An Epiphany

So remember the “What are you going to do now?” questions? I’m still getting them and I’m still struggling a little to respond. Partly because, after a full five weeks of being out of the formal workplace I’m not achieving as much in a day as I thought I would. I’m not exactly quite sure where the day goes. I mean, I do know. I have lists of things to do each day. I needed a little reflection on how I’m spending my new found time:

-About 2 hours a day is dedicated to riding to cardiac rehab and back. Now before you get all impressed at my dedication to exercise, the bike ride is only about 20 minutes each way, and a not insignificant portion of time at rehab is spent talking to the ol’ geezers rather than actually exercising.
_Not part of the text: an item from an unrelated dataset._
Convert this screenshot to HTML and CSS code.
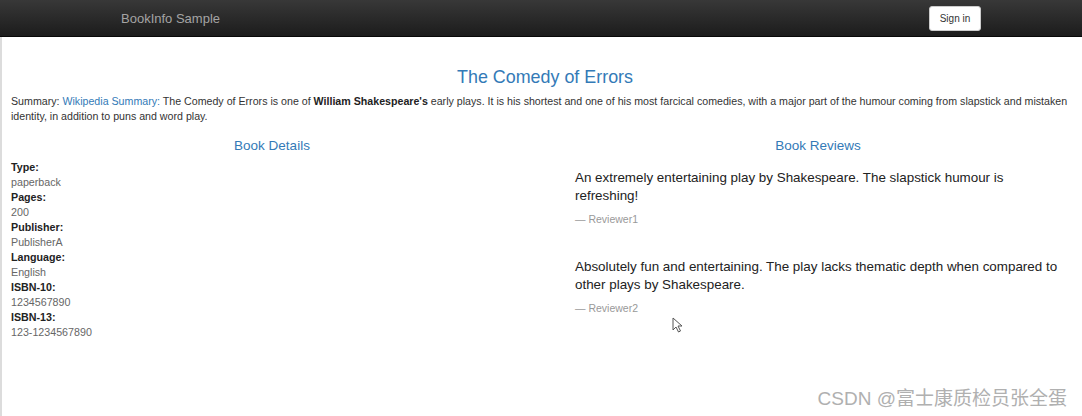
FILE: index.html
```html
<!DOCTYPE html>
<html>
<head>
<meta charset="utf-8">
<link rel="stylesheet" href="styles.css">
</head>
<body>
<nav class="navbar">
  <div class="brand">BookInfo Sample</div>
  <button class="signin">Sign in</button>
</nav>
<main class="page">
  <h3 class="title">The Comedy of Errors</h3>
  <p class="summary">Summary: <a href="#">Wikipedia Summary:</a> The Comedy of Errors is one of <b>William Shakespeare's</b> early plays. It is his shortest and one of his most farcical comedies, with a major part of the humour coming from slapstick and mistaken identity, in addition to puns and word play.</p>
  <div class="cols">
    <section class="details">
      <h4 class="heading">Book Details</h4>
      <dl class="dl">
        <dt>Type:</dt><dd>paperback</dd>
        <dt>Pages:</dt><dd>200</dd>
        <dt>Publisher:</dt><dd>PublisherA</dd>
        <dt>Language:</dt><dd>English</dd>
        <dt>ISBN-10:</dt><dd>1234567890</dd>
        <dt>ISBN-13:</dt><dd>123-1234567890</dd>
      </dl>
    </section>
    <section class="reviews">
      <h4 class="heading">Book Reviews</h4>
      <blockquote class="review">
        <p>An extremely entertaining play by Shakespeare. The slapstick humour is refreshing!</p>
        <small>— Reviewer1</small>
      </blockquote>
      <blockquote class="review">
        <p>Absolutely fun and entertaining. The play lacks thematic depth when compared to other plays by Shakespeare.</p>
        <small>— Reviewer2</small>
      </blockquote>
    </section>
  </div>
  <svg class="cursor" width="12" height="17" viewBox="0 0 12 17"><path d="M1 1 L1 13 L4 10 L6.5 15 L8.5 14 L6 9 L10 9 Z" fill="#fff" stroke="#555" stroke-width="1"/></svg>
  <div class="watermark">CSDN @富士康质检员张全蛋</div>
</main>
</body>
</html>
```
FILE: styles.css
```css
* { box-sizing: border-box; }
html, body { margin: 0; padding: 0; }
body {
  width: 1082px;
  height: 416px;
  overflow: hidden;
  background: #fff;
  font-family: "Liberation Sans", Arial, sans-serif;
  color: #333;
  position: relative;
}
.navbar {
  height: 37px;
  background: linear-gradient(to bottom, #383838 0%, #1c1c1c 100%);
  border-bottom: 1px solid #080808;
  display: flex;
  align-items: center;
  padding: 0 101px 0 121px;
  justify-content: space-between;
}
.brand {
  color: #a4a4a4;
  font-size: 13px;
}
.signin {
  font-family: "Liberation Sans", Arial, sans-serif;
  font-size: 10px;
  color: #333;
  background: #fff;
  border: 1px solid #ccc;
  border-radius: 3px;
  height: 25px;
  width: 52px;
  padding: 0;
}
.page {
  border-left: 2px solid #dcdcdc;
  height: 379px;
  padding: 0 11px 0 9px;
}
.title {
  margin: 0;
  padding-top: 29px;
  font-size: 17.9px;
  font-weight: normal;
  color: #337ab7;
  text-align: center;
  line-height: 22px;
  padding-left: 8px;
}
.summary {
  margin: 6px 0 0;
  font-size: 10.65px;
  line-height: 15px;
  color: #333;
}
.summary a { color: #337ab7; text-decoration: none; }
.summary b { color: #222; }
.cols {
  display: grid;
  grid-template-columns: 522px 1fr;
  column-gap: 31px;
  margin-top: 14px;
}
.heading {
  margin: 0;
  font-size: 13.5px;
  font-weight: normal;
  color: #337ab7;
  text-align: center;
  line-height: 16px;
}
.dl {
  margin: 6px 0 0;
  font-size: 10.7px;
  line-height: 15px;
}
.dl dt { font-weight: bold; color: #222; }
.dl dd { margin: 0; color: #666; }
.reviews { padding: 0 10px 0 11px; }
.review {
  margin: 15px 0 0;
  padding: 0;
}
.review + .review { margin-top: 32px; }
.review p {
  margin: 0;
  font-size: 13.4px;
  line-height: 18px;
  color: #222;
}
.review small {
  display: block;
  margin-top: 7px;
  font-size: 10.5px;
  line-height: 14px;
  color: #999;
}
.cursor {
  position: absolute;
  left: 672px;
  top: 317px;
}
.watermark {
  position: absolute;
  right: 15px;
  bottom: 6px;
  font-family: "Liberation Sans", "Noto Sans CJK SC", sans-serif;
  font-size: 19px;
  color: #b0b0b0;
}
```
-Bean is at preschool, but for about 2.5 hours less than she used to be. Now, I pick her up and off we go and do something. Yesterday we went to the library. Today we went and tried out bikes at the local bike store. Then we leisurely return to the house, no longer rushing to get dinner ready, bath and get to bed. Oh, it is so much more fun.

So we’ve accounted for about half the work day and I’m doing fun and appropriate stuff, but what about the other 4-6 hours I used to spend working? Cleaning the chicken coop, thinning seeds in the garden, cooking from scratch, a doctor’s appointment here and there, doing the bills. These are all things, with the exception of the cooking from scratch and keeping a veggie garden, that we had to do before. The truth is we were only sort of getting them done. Things were done in a hurry. Some things weren’t getting done at all (taxes – eek! They were the first thing I did). Some things are still not getting done (adoption paperwork), but we’re inching closer.

The biggest change has to be this, I feel present.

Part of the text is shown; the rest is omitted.